Vari segnali indicano che l’armonia temporanea tra partiti che ha caratterizzato il governo Draghi si sta incrinando. Prima le tensioni intorno alle nomine per i tg della Rai, vicenda tutta politica che non ha nulla di editoriale, poi il voto di due emendamenti a un provvedimento minore, il decreto sulla capienza dei bus turistici, che passano nonostante il parere contrario del governo.

Forse il tappo messo da Sergio Mattarella e Mario Draghi alla competizione tra partiti sta saltando, o forse Draghi è un così raffinato gestore delle increspature politiche che sta guidando il sistema verso l’approdo naturale: la conclusione di una fase eccezionale con il suo passaggio da palazzo Chigi al Quirinale.

La vicenda Rai offre qualche indizio: mentre è impegnata in una complessa riforma delle rete e dei contenuti, senza ragione la tv pubblica cambia i direttori dei tg, con una trattativa tra partiti e palazzo Chigi. Giuseppe Conte, leader dei Cinque stelle, si sente sconfitto: salta il direttore del Tg1, Giuseppe Carboni, un outsider che a suo tempo era stato propiziato dal Movimento, mentre guadagna un direttore Giorgia Meloni, per Rainews24.

Senza entrare nel merito delle singole nomine, le reazioni dei protagonisti indicano che Conte è scontento, mentre il ministro degli Esteri Luigi Di Maio ha partecipato alla trattativa e non pare dispiaciuto dell’esito. Un altro segnale del fatto che è iniziata la campagna di Di Maio per riprendersi il Movimento (il suo libro è uscito subito dopo amministrative che hanno segnato la perdita di Roma e Torino per i Cinque stelle guidati da Conte).

Tutte queste fibrillazioni indicano che la scelta del capo dello stato è l’occasione per i leader oggi ai margini di tornare al centro della scena. Da Di Maio a Matteo Renzi, con più indagini a carico che voti ma ancora dotato di truppe parlamentari.
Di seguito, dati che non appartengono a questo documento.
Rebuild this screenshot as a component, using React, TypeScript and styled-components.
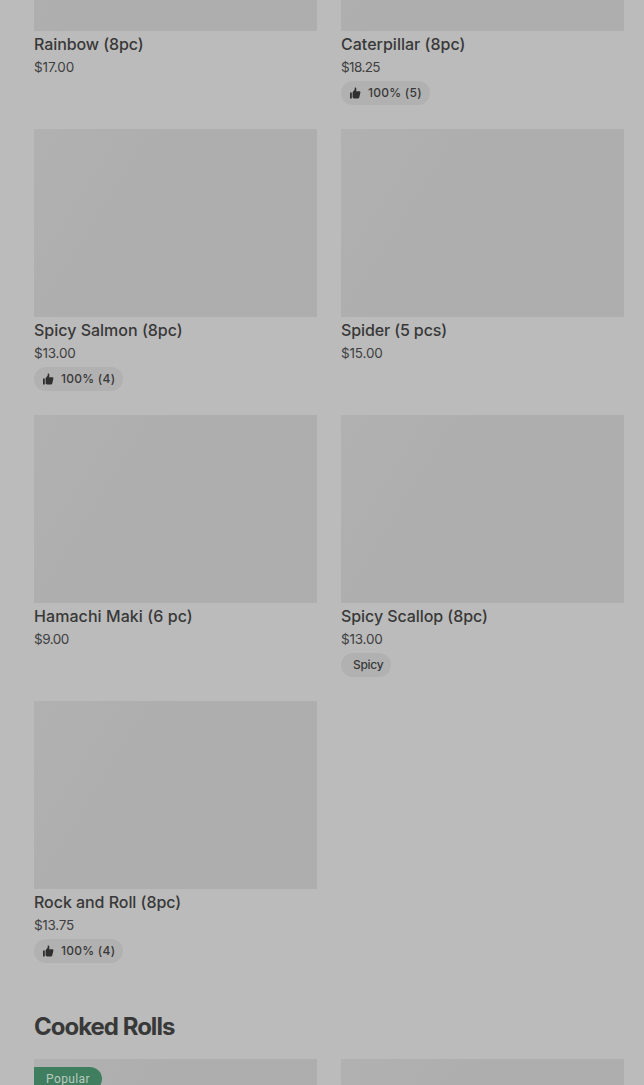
import React from "react";
import styled, { createGlobalStyle } from "styled-components";

const GlobalStyle = createGlobalStyle`
  body {
    margin: 0;
    background: #bbbbbb;
    color: #383838;
    font-family: Inter, "Liberation Sans", sans-serif;
  }
`;

const Page = styled.main`
  box-sizing: border-box;
  height: 1085px;
  padding: 0 20px 0 34px;
  overflow: hidden;
`;

const Grid = styled.section<{ $offset?: number }>`
  display: grid;
  grid-template-columns: repeat(2, 283px);
  grid-auto-rows: 262px;
  gap: 24px;
  margin-top: ${(p) => p.$offset ?? 0}px;
`;

const Card = styled.article`
  display: flex;
  flex-direction: column;
  align-items: flex-start;
`;

const Photo = styled.div`
  box-sizing: border-box;
  width: 100%;
  height: 188px;
  padding-top: 8px;
  background: linear-gradient(122deg, #b1b1b1 0%, #aeaeae 36%, #aeaeae 100%);
`;

const Name = styled.h3<{ $tracking: number }>`
  margin: 3px 0 0;
  font-size: 16px;
  font-weight: 500;
  line-height: 21px;
  letter-spacing: ${(p) => p.$tracking}px;
  white-space: nowrap;
`;

const Price = styled.div<{ $tracking: number }>`
  margin-top: 2px;
  color: #404040;
  font-size: 13.5px;
  line-height: 20px;
  letter-spacing: ${(p) => p.$tracking}px;
`;

const Pill = styled.div<{ $plain?: boolean }>`
  box-sizing: border-box;
  display: flex;
  align-items: center;
  gap: 7px;
  width: ${(p) => (p.$plain ? 50 : 89)}px;
  height: 24px;
  margin-top: 4px;
  padding-left: ${(p) => (p.$plain ? 12 : 8)}px;
  border-radius: 12px;
  background: #b1b1b1;
  font-size: 12px;
  font-weight: 500;
  line-height: 24px;
  letter-spacing: ${(p) => (p.$plain ? -0.3 : 0.25)}px;
  white-space: nowrap;
`;

const Heading = styled.h2`
  margin: 48px 0 0;
  font-size: 24px;
  font-weight: 700;
  line-height: 32px;
  letter-spacing: -1px;
`;

const Popular = styled.div`
  box-sizing: border-box;
  width: 68px;
  height: 24px;
  padding-left: 12px;
  border-radius: 0 12px 12px 0;
  background: #3f7f5f;
  color: #b9c9c0;
  font-family: Roboto, sans-serif;
  font-size: 12px;
  line-height: 24px;
  letter-spacing: 0.4px;
`;

const ThumbUp = () => (
  <svg width="12" height="12" viewBox="0 0 12 12" fill="#303030" aria-hidden="true">
    <path d="M1 5.5h1.8v6H1z" />
    <path d="M3.6 5.2 5.7 2.6V.9c0-.5.8-.6 1.2-.2.6.6.6 2 .2 3.5h3.2c.8 0 1.3.6 1.1 1.4l-1.1 4.7c-.2.8-.7 1.2-1.5 1.2H5.1c-.7 0-1.5-.5-1.5-1.2z" />
  </svg>
);

interface Item {
  name: string;
  tracking: number;
  price: string;
  priceTracking: number;
  rating?: string;
  tag?: string;
}

const items: Item[] = [
  { name: "Rainbow (8pc)", tracking: -0.08, price: "$17.00", priceTracking: -0.1 },
  { name: "Caterpillar (8pc)", tracking: 0.01, price: "$18.25", priceTracking: -0.6, rating: "100% (5)" },
  { name: "Spicy Salmon (8pc)", tracking: 0, price: "$13.00", priceTracking: -0.2, rating: "100% (4)" },
  { name: "Spider (5 pcs)", tracking: -0.12, price: "$15.00", priceTracking: -0.15 },
  { name: "Hamachi Maki (6 pc)", tracking: 0.07, price: "$9.00", priceTracking: -0.5 },
  { name: "Spicy Scallop (8pc)", tracking: -0.07, price: "$13.00", priceTracking: -0.2, tag: "Spicy" },
  { name: "Rock and Roll (8pc)", tracking: -0.05, price: "$13.75", priceTracking: -0.3, rating: "100% (4)" },
];

export default function App() {
  return (
    <>
      <GlobalStyle />
      <Page>
        <Grid $offset={-157}>
          {items.map((item) => (
            <Card key={item.name}>
              <Photo />
              <Name $tracking={item.tracking}>{item.name}</Name>
              <Price $tracking={item.priceTracking}>{item.price}</Price>
              {item.rating && (
                <Pill>
                  <ThumbUp />
                  {item.rating}
                </Pill>
              )}
              {item.tag && <Pill $plain>{item.tag}</Pill>}
            </Card>
          ))}
        </Grid>
        <Heading>Cooked Rolls</Heading>
        <Grid $offset={16}>
          <Card>
            <Photo>
              <Popular>Popular</Popular>
            </Photo>
          </Card>
          <Card>
            <Photo />
          </Card>
        </Grid>
      </Page>
    </>
  );
}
Se usiamo la Rai per leggere la partita per il Colle, palazzo Chigi ha accontentato il centrodestra inclusa l’opposizione di Giorgia Meloni, ha messo in difficoltà i Cinque stelle di Conte, mentre il Pd è come sempre condannato al ruolo di partito istituzionale, impossibilitato ad avanzare troppe richieste perché non credibile nelle minacce di ribellione.

Lo schema Rai applicato al Quirinale indica due scenari possibili: Draghi sostenuto da un centrodestra che fa solo finta di indicare Silvio Berlusconi nei primi scrutini, con il Pd costretto ad accodarsi e un Movimento Cinque stelle incerto, ostile se guidato da Conte, magari a sorpresa “draghiano” se indirizzato da Di Maio, che di Draghi è pur sempre uno dei ministri cruciali.

Scenario alternativo: i leader marginali Renzi e Di Maio costruiscono una candidatura alternativa a quella di Draghi che spacchi la maggioranza attuale attirando il Pd. Il nome giusto sarebbe quello di Paolo Gentiloni, al quale Letta non potrebbe dire di no, perché è l’unica possibilità di avere ancora un capo dello stato di area invece che uno sostenuto dal centrodestra in vista di elezioni dove le sinistre hanno poche prospettive di vincere. In tutti questi casi, la stagione di relativa concordia che si è aperta a febbraio sta ormai finendo.